I could have shown the final solution & explained it and as consequence this tutorial would have been much shorter. But it would remove the learning experience from it. I had lot of fun writing this and discovered my solution at Step 5 was wrong so I had to rewrite. I hope there are no other glaring bugs. I encourage you to start writing your own blog. I firmly believe that trying to teach others is very good way to understand a subject deeply that you may or may have been familiar with.

Next I hope to tackle more challenging problems of converting ES5 style React.createClass to ES6 style class syntax for React components. This is already a solved problem. This problem is interesting to me because it has lot of unique constraints which I hope to explain. The codemod is already available in this react-codemod repository. But I think this is problem may not appeal to everybody so I am open to suggestions.

Thanks for reading! If you have any suggestions and comments, tweet me at @_vramana.

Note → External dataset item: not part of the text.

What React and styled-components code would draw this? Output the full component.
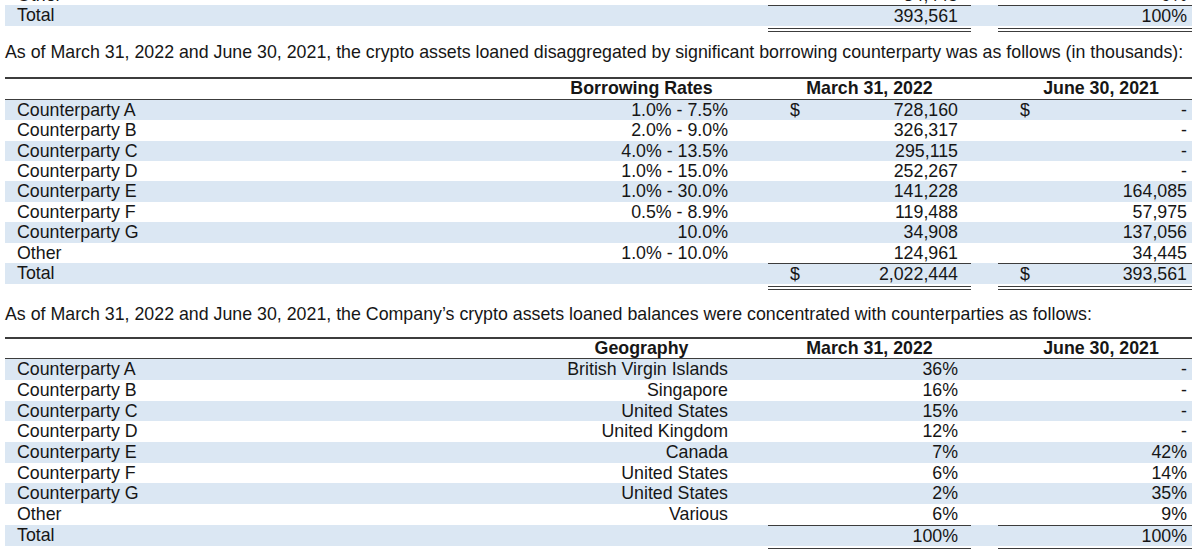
import React from 'react';
import styled, { createGlobalStyle } from 'styled-components';

const GlobalStyle = createGlobalStyle`
  body {
    margin: 0;
    background: #ffffff;
    font-family: "Liberation Sans", Arial, sans-serif;
    color: #161616;
    overflow: hidden;
  }
`;

const COLS = '545px 183px 35px 203px 27px 194px';
const BAND = '#dbe7f3';
const RULE = '#3c3c3c';

const Page = styled.div`
  width: 1187px;
  padding-left: 5px;
  height: 550px;
  overflow: hidden;
  font-size: 17.8px;
`;

const Fragment = styled.div`
  margin-top: -15px;
`;

const Paragraph = styled.p`
  margin: ${(p) => p.top}px 0 0;
  line-height: 20px;
  white-space: nowrap;
`;

const Table = styled.div`
  margin-top: ${(p) => p.top}px;
`;

const HeaderRow = styled.div`
  display: grid;
  grid-template-columns: ${COLS};
  height: 19.5px;
  line-height: 19.5px;
  border-top: 2px solid ${RULE};
  border-bottom: 1.5px solid ${RULE};
  font-weight: bold;
`;

const HeaderCell = styled.div`
  grid-column: ${(p) => p.col};
  text-align: center;
  padding-left: ${(p) => p.shift || 0}px;
  white-space: nowrap;
`;

const Row = styled.div`
  display: grid;
  grid-template-columns: ${COLS};
  height: ${(p) => p.h}px;
  line-height: ${(p) => p.h}px;
  background: ${(p) => (p.shaded ? BAND : 'transparent')};
`;

const Label = styled.div`
  grid-column: 1;
  padding-left: 12px;
  white-space: nowrap;
`;

const Rate = styled.div`
  grid-column: 2;
  text-align: right;
  padding-right: 5px;
  white-space: nowrap;
`;

const Money = styled.div`
  grid-column: ${(p) => p.col};
  display: flex;
  justify-content: space-between;
  padding-left: 22px;
  padding-right: ${(p) => (p.col === 4 ? 13 : 5)}px;
  border-top: ${(p) => (p.total ? `1.5px solid ${RULE}` : 'none')};
  line-height: ${(p) => (p.total ? 'normal' : 'inherit')};
  align-items: center;
  white-space: nowrap;
`;

const Value = styled.span`
  margin-left: auto;
`;

const UnderRow = styled.div`
  display: grid;
  grid-template-columns: ${COLS};
  margin-top: 2px;
  height: 4px;
`;

const DoubleRule = styled.div`
  grid-column: ${(p) => p.col};
  border-top: 4px double ${RULE};
`;

const loaned = [
  ['Counterparty A', '1.0% - 7.5%', '728,160', '-', true],
  ['Counterparty B', '2.0% - 9.0%', '326,317', '-'],
  ['Counterparty C', '4.0% - 13.5%', '295,115', '-'],
  ['Counterparty D', '1.0% - 15.0%', '252,267', '-'],
  ['Counterparty E', '1.0% - 30.0%', '141,228', '164,085'],
  ['Counterparty F', '0.5% - 8.9%', '119,488', '57,975'],
  ['Counterparty G', '10.0%', '34,908', '137,056'],
  ['Other', '1.0% - 10.0%', '124,961', '34,445'],
];

const concentration = [
  ['Counterparty A', 'British Virgin Islands', '36%', '-'],
  ['Counterparty B', 'Singapore', '16%', '-'],
  ['Counterparty C', 'United States', '15%', '-'],
  ['Counterparty D', 'United Kingdom', '12%', '-'],
  ['Counterparty E', 'Canada', '7%', '42%'],
  ['Counterparty F', 'United States', '6%', '14%'],
  ['Counterparty G', 'United States', '2%', '35%'],
  ['Other', 'Various', '6%', '9%'],
];

const MoneyCell = ({ col, dollar, value, total }) => (
  <Money col={col} total={total}>
    {dollar && <span>$</span>}
    <Value>{value}</Value>
  </Money>
);

const Totals = ({ h, mar, jun, dollar }) => (
  <>
    <Row h={h} shaded>
      <Label>Total</Label>
      <MoneyCell col={4} dollar={dollar} value={mar} total />
      <MoneyCell col={6} dollar={dollar} value={jun} total />
    </Row>
    <UnderRow>
      <DoubleRule col={4} />
      <DoubleRule col={6} />
    </UnderRow>
  </>
);

const Headers = ({ first }) => (
  <HeaderRow>
    <HeaderCell col={2}>{first}</HeaderCell>
    <HeaderCell col={4}>March 31, 2022</HeaderCell>
    <HeaderCell col={6} shift={12}>June 30, 2021</HeaderCell>
  </HeaderRow>
);

const App = () => (
  <Page>
    <GlobalStyle />
    <Fragment>
      <Row h={20.4}>
        <Label>Other</Label>
        <MoneyCell col={4} value="34,445" />
        <MoneyCell col={6} value="9%" />
      </Row>
      <Totals h={21} mar="393,561" jun="100%" dollar={false} />
    </Fragment>

    <Paragraph top={10}>
      As of March 31, 2022 and June 30, 2021, the crypto assets loaned disaggregated by significant borrowing
      counterparty was as follows (in thousands):
    </Paragraph>

    <Table top={15}>
      <Headers first="Borrowing Rates" />
      {loaned.map(([name, rate, mar, jun, dollar], i) => (
        <Row key={name} h={20.4} shaded={i % 2 === 0}>
          <Label>{name}</Label>
          <Rate>{rate}</Rate>
          <MoneyCell col={4} dollar={dollar} value={mar} />
          <MoneyCell col={6} dollar={dollar} value={jun} />
        </Row>
      ))}
      <Totals h={20.8} mar="2,022,444" jun="393,561" dollar />
    </Table>

    <Paragraph top={14}>
      As of March 31, 2022 and June 30, 2021, the Company’s crypto assets loaned balances were concentrated with
      counterparties as follows:
    </Paragraph>

    <Table top={13}>
      <Headers first="Geography" />
      {concentration.map(([name, geo, mar, jun], i) => (
        <Row key={name} h={20.7} shaded={i % 2 === 0}>
          <Label>{name}</Label>
          <Rate>{geo}</Rate>
          <MoneyCell col={4} value={mar} />
          <MoneyCell col={6} value={jun} />
        </Row>
      ))}
      <Totals h={20.7} mar="100%" jun="100%" dollar={false} />
    </Table>
  </Page>
);

export default App;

Big shoutout to @cpojer who carefully reviewed this post.

Notes:

Initially when I was solving Step 5, I could think of a solution that uses imperative logic but I wanted to write it in functional style. That’s how I ended up with buildTL function. Some of the readers will notice that it is very familiar. It is a standard functional way to iterate through an list of items. For example Array.map will be implemented as

const map = (list, fn, acc = []) {
  if (list.length === 0) {
  return acc
  }

  const [ a, ...as ] = list

  return map(as, fn, acc.concat(fn(a)))
}

The main idea of this kind iterative function is capture the items after performing the transformation in an accumalator. In our problem we have an array of nodes, but we need to separate them into quasis and expressions so we need an accumalator for each of them. But we also want to collect adjacent Literal so we will need another accumalator for that and that’s how we end up with that function.